Ocho años después, el 14 de mayo de 2011, se quitó la vida arrojándose desde el quinto piso de su apartamento en Nueva York. Daniel era un talentoso pintor, y si no fuera porque su madre, Piedad Bonnett, novelista, poeta y escritora teatral, escribió el testimonio de ese drama en su libro Lo que no tiene nombre, la manera de abordar este tema tendría más recato de mi parte, o tal vez ni siquiera lo mencionaría, a causa de que episodios como el suicidio, o la “locura”, se valoran de manera vergonzante por la sociedad.

Me demoré en comenzar a leer ese libro, después de tenerlo en mis manos, por físico miedo a asumir su contenido. Soy padre de dos hijas, y cualquier texto que me revelara, en primera persona, la intimidad de una mamá cuyo hijo ha muerto, sin importar cómo, y supuestamente peor si fue de la forma como la escritora perdió al suyo, hacía que mirara el libro desde lejos, sin atreverme a agarrarlo.

Tuve el privilegio de acceder a un ejemplar restringido, bellamente impreso con pinturas de Daniel, editado por sus padres, y al terminar de mirarlo sentí la urgencia de reconstruir a ese artista a través del libro escrito por su madre. Quería entender por qué paulatinamente sus autorretratos —hechos a partir del momento en que se le evidenció su patología— fueron adquiriendo ese aire indefenso que presagiaba su pavor ante la vida. O por qué empezaron a obsesionarlo esos seres humanos con mordazas, o con un rictus desesperado y unas manos crispadas. O esos perros rottweiler, con bozal unos, o acezando con su salvaje mansedumbre otros, o agonizando solos en un charco de sangre. O esos ejercicios académicos, tan insistentes, con el cadáver de La lección de anatomía de Rembrandt. O esas muñecas desnudas y obscenas que por alguna oscura razón simbolizan lo aciago...

Luego de ese recorrido visual me sentí ya listo para aventarme sin vacilaciones en las páginas de Lo que no tiene nombre, urgido de las respuestas que sobre el autor de esas criaturas premonitorias pudiera darme la que lo parió, quien al terminar ese libro extenuante le hizo este “Envío” al hijo muerto: “… he vuelto a parirte, con el mismo dolor, para que vivas un poco más, para que no desaparezcas de la memoria”.

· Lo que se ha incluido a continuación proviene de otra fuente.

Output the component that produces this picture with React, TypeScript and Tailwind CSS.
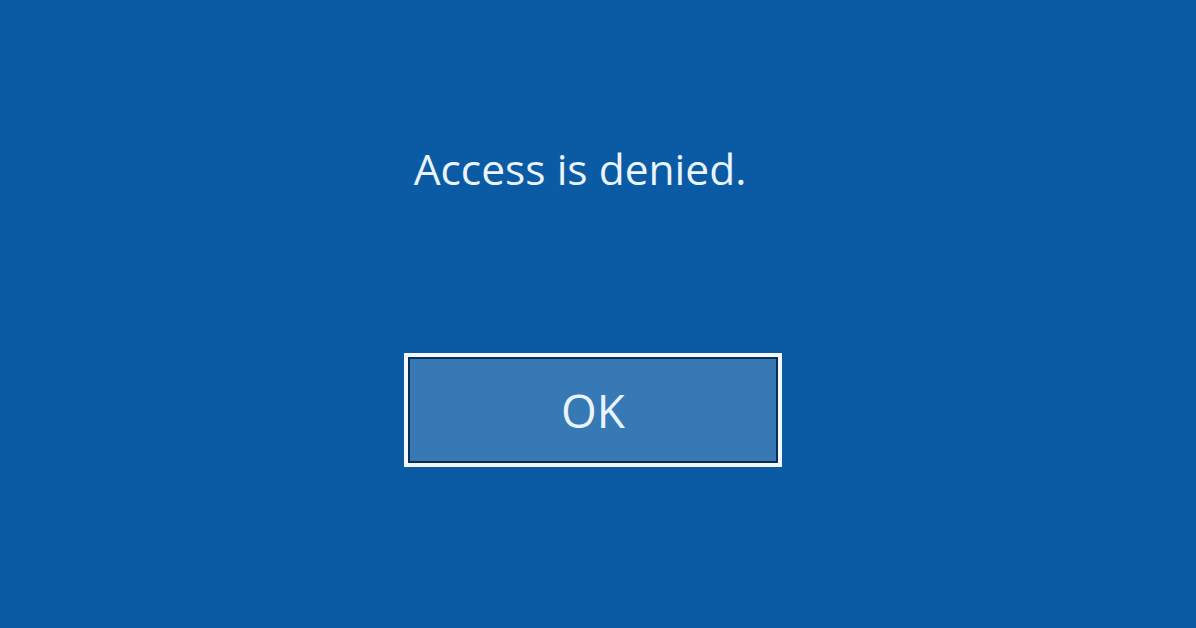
export default function App() {
    return (
        <div className="w-[1196px] h-[628px] bg-[#0b5aa4] flex flex-col items-center" style={{fontFamily: '"Open Sans", "Noto Sans", sans-serif'}}>
            <h1 className="mt-[139px] mr-[36px] text-[42.5px] leading-[60px] text-[#eaf4ff] font-normal">
                Access is denied.
            </h1>
            <button className="mt-[154px] mr-[10px] w-[378px] h-[114px] border-[4px] border-[#f4f8fc] bg-[#0a2f55] p-[2px] flex">
                <span className="flex-1 bg-[#3679b5] flex items-center justify-center text-[46px] text-[#eaf4ff]">
                    OK
                </span>
            </button>
        </div>
    );
}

Pudiera parecer un pedido inoportuno, pero sugiero con respeto a la autora y a los editores que las posteriores ediciones incluyan una muestra de la obra gráfica de Daniel. A él eso ya no le importa, y quizás ni en vida le hubiera interesado. “¡Huy, no, qué oso!”, diría. Pero el lector se aproximaría más al artista, quien no obstante haber construido su universo pictórico tan temprano, llevaba rato desconfiando del potencial de su oficio.

Lo que no tiene nombre es el libro que Piedad Bonnett no hubiera querido tener que escribir nunca, pero el único, además, que tenía la obligación de que le resultara inobjetable y con opción de posteridad. Semejante dolor que recrea minuciosamente, ni cae en lo patético ni deja de mantener al lector al borde de la conmoción y, por momentos, del terror. Su sinceridad no repara en lo “familiarmente correcto”, ni omite esas descripciones confidenciales que en los relatos autobiográficos se encubren con eufemismos piadosos. Para ella no cuenta eso de que lo “anómalo” se queda de puertas para adentro. Ni de que “lo conversado en el comedor de la casa se recoge con el mantel”. Ella se impone no mentir, y no concederse recesos en sus interrogantes éticos, emocionales, científicos y hasta metafísicos. Como si pensara que la obra fuera a ser leída por su muchacho en esa nada total en que ahora se encuentra.

Este libro es de los pocos casos en que escribir bajo el peso reciente de una pérdida irreparable no malogra la plenitud del ser humano ni de la narradora.